What Kovalan Carried Home
He went back to Kannagi. He walked through the door of the house he had abandoned for months. She was there. She had not left. She had not taken off her marriage ornaments. She had kept oil in the lamps.
He had nothing to give her except himself, and even that was diminished. His wealth was gone - spent in Madhavi’s courtyard, poured into the coffers of musicians and goldsmiths and wine-sellers. His father’s credit was exhausted. His reputation in Puhar was the reputation of a man who had lost his mind over a dancing girl, and now the dancing girl had thrown him out, or he had thrown himself out, and neither version made him look wise.

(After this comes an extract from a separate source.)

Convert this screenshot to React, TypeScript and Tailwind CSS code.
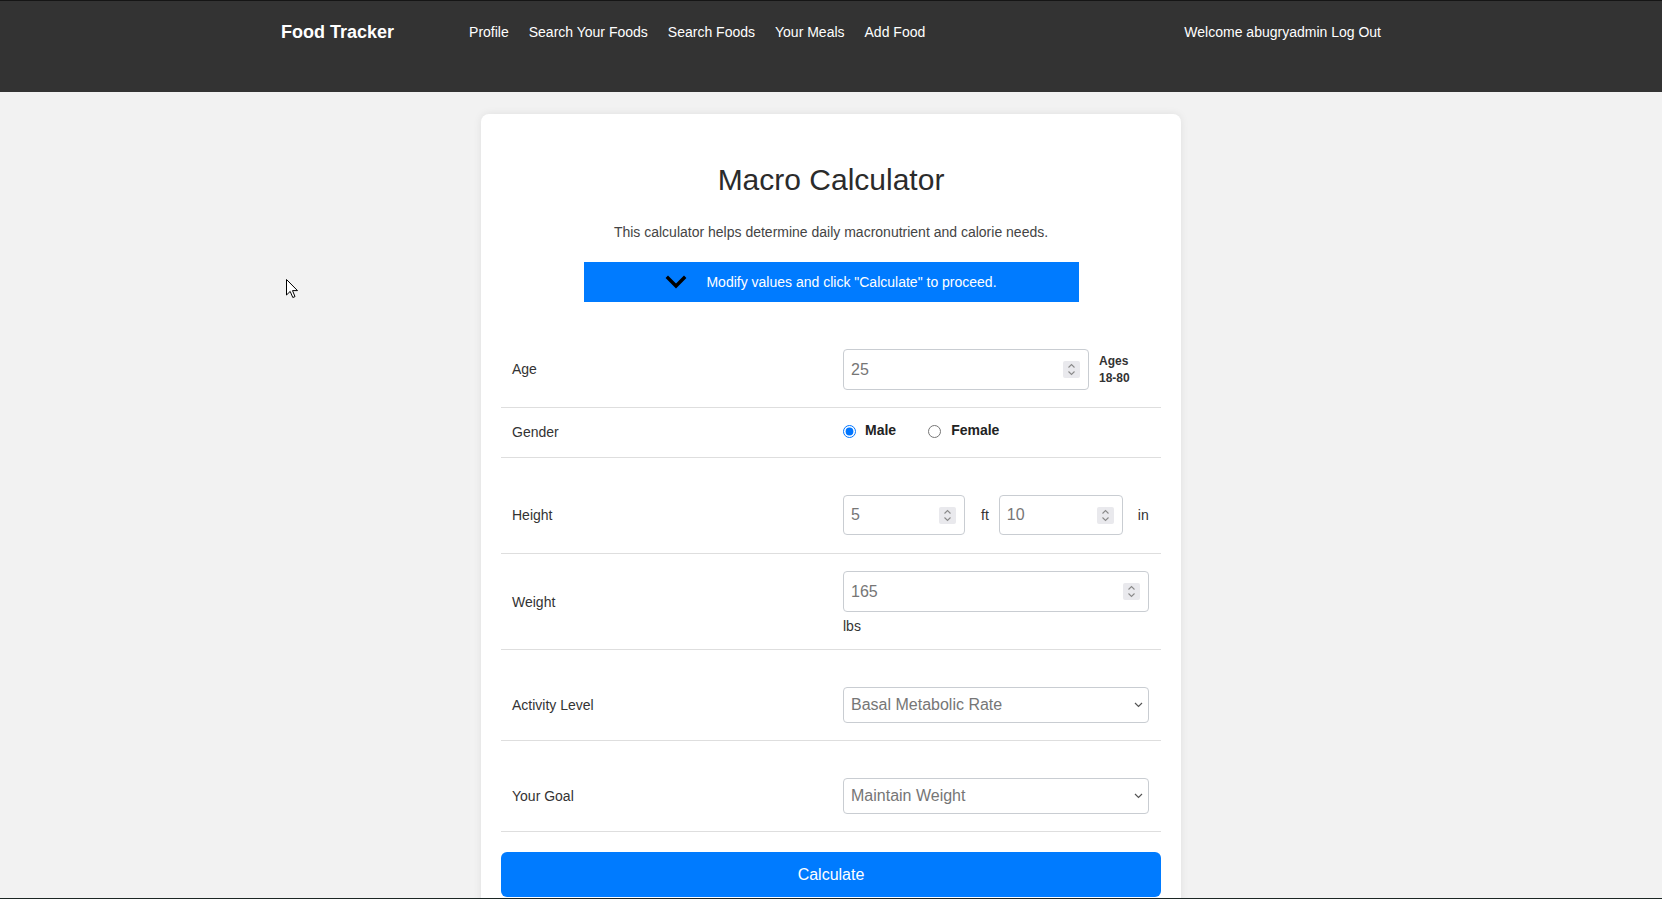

Kannagi did not reproach him. She took off her anklets - two gold anklets filled with rubies - and gave them to him.
“Sell these,” she said. “We can begin again.”
It was all she had left of value, and she gave both without hesitation. Kovalan took one. He could not take both. Even his shame had limits, or perhaps especially his shame - the man who had wasted a fortune could not bring himself to take every last thing from the wife he had wronged.
They left Puhar together, walking south toward Madurai, carrying one anklet between them. The other stayed behind with Kannagi, though what mattered now was the one Kovalan held, the one he intended to sell in a city where no one knew him.
The Road South
The road from Puhar to Madurai crossed the marutham country, the fertile river-land of the Kaveri delta, and then turned into harder ground - dry fields, palmyra palms, the red dust of the south. They walked. A Jain monk and a Buddhist nun, met separately along the way, gave them shelter and counsel. Kannagi’s feet bled. She did not complain.
Behind them, in Puhar, Madhavi discovered she was carrying Kovalan’s child. She would bear a daughter, Manimekalai, and raise her in the courtesan’s house on the street of dancers, and that daughter would one day renounce everything her mother’s world stood for. But that is another story, told in another epic.
Ahead of them, in Madurai, a goldsmith had stolen the Pandya queen’s anklet. He was looking for someone to blame. And Kovalan was walking toward him with a matching anklet in his hand.